Le concept d’« accueillir moins pour accueillir mieux » est ensuite avancé. Or, cet argument, présenté comme pragmatique, mérite lui aussi d’être déconstruit. La crise ukrainienne de 2022 a montré que la France pouvait, en quelques mois, accueillir plus de 100 000 réfugiés sans que la question des moyens ne soit remise en cause. Alors, pourquoi serait-il impossible d’étendre cette capacité à d’autres populations ?
Par son usage simpliste des chiffres, Barnier révèle une stratégie populiste classique : simplifier des réalités complexes pour mieux justifier des choix politiques. Si la déconstruction nous apprend quelque chose, c’est qu’il n’y a pas de discours neutre, et qu’il est nécessaire de s’éloigner des raccourcis faciles pour embrasser la complexité des faits.
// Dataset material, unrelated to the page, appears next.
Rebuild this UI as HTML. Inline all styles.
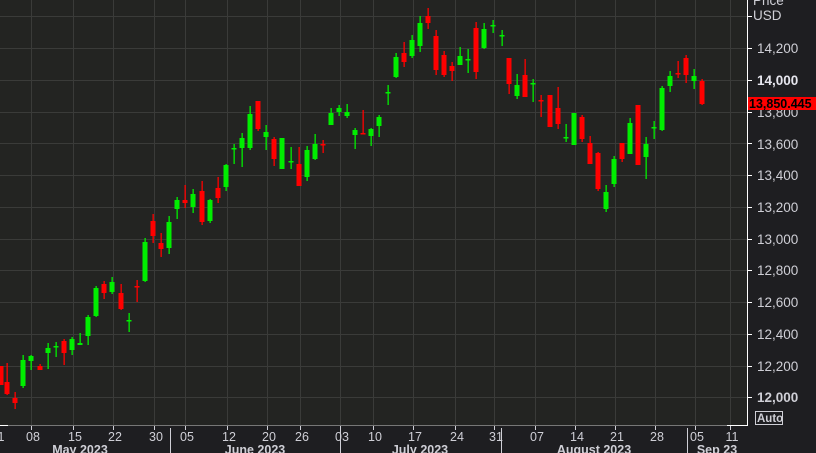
<!DOCTYPE html>
<html><head><meta charset="utf-8"><style>
html,body{margin:0;padding:0;background:#1e1e21;width:816px;height:453px;overflow:hidden}
svg{display:block}
text{font-family:"Liberation Sans",sans-serif}
</style></head><body>
<svg id="c" width="816" height="453" xmlns="http://www.w3.org/2000/svg">
<rect x="0" y="0" width="816" height="453" fill="#1e1e21"/>
<rect x="0" y="0" width="747" height="425" fill="#232422"/>
<g id="grid" stroke="#3a3b39" stroke-width="1"></g>
<g id="cand"></g>
<g fill="#cfcfd6" font-size="13.5">
<text x="753" y="5">Price</text>
<text x="753" y="20">USD</text>
<text x="757" y="53">14,200</text>
<text x="757" y="85" font-weight="bold" fill="#e6e6ee">14,000</text>
<text x="757" y="117">13,800</text>
<text x="757" y="149">13,600</text>
<text x="757" y="180">13,400</text>
<text x="757" y="212">13,200</text>
<text x="757" y="244">13,000</text>
<text x="757" y="275">12,800</text>
<text x="757" y="307">12,600</text>
<text x="757" y="339">12,400</text>
<text x="757" y="371">12,200</text>
<text x="757" y="402" font-weight="bold">12,000</text>
</g>
<rect x="747" y="97" width="69" height="13" fill="#ff0000"/>
<text x="749" y="108" font-size="12.5" font-weight="bold" fill="#000">13,850.445</text>
<rect x="755.5" y="411.5" width="27" height="13" fill="none" stroke="#cfcfd6"/>
<text x="757" y="422" font-size="11.5" font-weight="bold" fill="#cfcfd6">Auto</text>
<line x1="747.5" y1="0" x2="747.5" y2="426" stroke="#fff"/>
<line x1="0" y1="425.5" x2="747" y2="425.5" stroke="#777"/>
<line x1="0" y1="425.5" x2="8" y2="425.5" stroke="#fff"/>
<line x1="727" y1="425.5" x2="748" y2="425.5" stroke="#fff"/>
<g id="ticks" stroke="#fff"></g>
<g fill="#cfcfd6" font-size="12.5" text-anchor="middle" id="dl"></g>
<g fill="#cfcfd6" font-size="12.5" font-weight="bold" text-anchor="middle">
<text x="80" y="454">May 2023</text>
<text x="255" y="454">June 2023</text>
<text x="420" y="454">July 2023</text>
<text x="594" y="454">August 2023</text>
<text x="717" y="454">Sep 23</text>
</g>
<g stroke="#cfcfd6">
<line x1="170.5" y1="428" x2="170.5" y2="453"/>
<line x1="340.5" y1="428" x2="340.5" y2="453"/>
<line x1="501.5" y1="428" x2="501.5" y2="453"/>
<line x1="687.5" y1="428" x2="687.5" y2="453"/>
</g>
</svg>
<script>
var NS="http://www.w3.org/2000/svg";
function el(p,t,a){var e=document.createElementNS(NS,t);for(var k in a)e.setAttribute(k,a[k]);document.getElementById(p).appendChild(e);return e;}
var hy=[16,48,80,112,143,175,207,239,270,302,334,366,397];
hy.forEach(function(y){el("grid","line",{x1:0,x2:747,y1:y+.5,y2:y+.5});el("ticks","line",{x1:747,x2:752,y1:y+.5,y2:y+.5});});
var vx=[[31,"08"],[73,"15"],[113,"22"],[154,"30"],[185,"05"],[227,"12"],[267,"20"],[300,"26"],[340,"03"],[373,"10"],[413,"17"],[455,"24"],[494,"31"],[535,"07"],[575,"14"],[615,"21"],[655,"28"],[695,"05"],[730,"11"]];
vx.forEach(function(v){if(v[0]<747)el("grid","line",{x1:v[0]+.5,x2:v[0]+.5,y1:0,y2:425});el("ticks","line",{x1:v[0]+.5,x2:v[0]+.5,y1:426,y2:430,stroke:"#cfcfd6"});var t=el("dl","text",{x:v[0]+2,y:441});t.textContent=v[1];});
el("dl","text",{x:1,y:441}).textContent="1";
var C=[
[1,366,366,385,385,"r"],[7,363,382,394,395,"r"],[15,392,398,403,409,"r"],[23,355,360,386,388,"g"],[31,355,356,361,370,"g"],
[40,364,366,370,370,"r"],[48,343,348,353,369,"g"],[56,342,346,347,357,"g"],[64,339,341,353,365,"r"],[72,337,339,350,355,"g"],
[80,333,343,345,345,"g"],[88,315,317,336,345,"g"],[96,286,288,316,317,"g"],[104,281,284,293,299,"r"],[112,277,282,292,294,"g"],
[121,284,293,309,310,"r"],[129,313,320,321,332,"g"],[137,280,286,287,302,"r"],[145,238,242,281,282,"g"],[153,214,221,236,243,"r"],
[161,233,243,249,257,"r"],[169,216,222,248,254,"g"],[177,197,200,209,219,"g"],[185,185,200,203,208,"r"],[193,189,194,207,213,"g"],
[202,181,191,222,225,"r"],[210,199,200,221,223,"g"],[218,177,188,198,203,"r"],[226,164,165,187,191,"g"],[234,144,148,149,164,"g"],
[242,133,138,148,167,"g"],[250,106,114,148,150,"g"],[258,101,101,129,131,"r"],[266,125,132,137,150,"g"],[274,137,139,159,166,"r"],
[282,138,138,169,169,"g"],[291,147,161,162,169,"g"],[299,147,164,186,186,"r"],[307,146,150,177,181,"g"],[315,134,144,159,160,"g"],
[323,140,144,145,153,"r"],[331,108,113,125,125,"g"],[339,105,108,112,116,"g"],[347,104,112,116,118,"g"],[355,128,130,135,149,"g"],
[363,110,133,134,134,"r"],[371,128,129,136,146,"g"],[379,115,117,126,137,"g"],[388,85,92,93,105,"g"],[396,53,57,77,78,"g"],
[404,42,53,62,67,"r"],[412,35,40,56,58,"g"],[420,16,23,46,52,"g"],[428,8,16,23,29,"r"],[436,30,36,70,75,"r"],
[444,51,55,75,77,"r"],[452,62,66,71,81,"r"],[460,47,56,65,65,"g"],[468,49,59,60,73,"g"],[476,22,28,72,79,"r"],
[484,23,29,48,49,"g"],[493,20,25,26,33,"g"],[502,30,35,36,46,"g"],[509,58,58,84,94,"r"],[517,74,85,96,99,"g"],
[525,59,75,97,97,"r"],[533,79,83,84,102,"g"],[541,95,100,101,117,"r"],[550,95,95,127,127,"r"],[558,87,108,124,129,"r"],
[566,124,137,138,142,"g"],[574,113,113,145,145,"g"],[582,115,117,139,142,"r"],[590,136,143,164,164,"r"],[598,152,153,189,191,"r"],
[606,185,192,209,212,"g"],[614,156,159,184,187,"g"],[622,143,143,159,162,"r"],[630,118,123,154,154,"g"],[638,105,105,165,165,"r"],
[646,137,144,157,179,"g"],[654,121,127,128,139,"g"],[662,86,88,130,131,"g"],[670,71,76,86,92,"g"],[678,61,73,74,78,"r"],
[686,55,58,75,83,"r"],[694,69,76,81,89,"g"],[702,79,81,104,105,"r"]];
C.forEach(function(c){var col=c[5]=="g"?"#00ee00":"#ff0000";
el("cand","rect",{x:c[0]-0.5,y:c[1],width:1.3,height:Math.max(1,c[4]-c[1]),fill:col});
el("cand","rect",{x:c[0]-2.5,y:c[2],width:5,height:Math.max(1.5,c[3]-c[2]),fill:col});});
</script>
</body></html>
Son discours, ajouté aux différents propos de Bruno Retailleau, renforcent le sentiment d’un glissement vers une politique migratoire toujours plus restrictive, toujours plus éloignée des valeurs fondamentales humanistes, négligeant tout véritable débat de fond sur l'immigration au profit d'une rhétorique simpliste et dangereuse. Plus que jamais, la déconstruction de ces discours s’impose pour comprendre ce qui est vraiment en jeu : non pas des chiffres, mais des choix de société.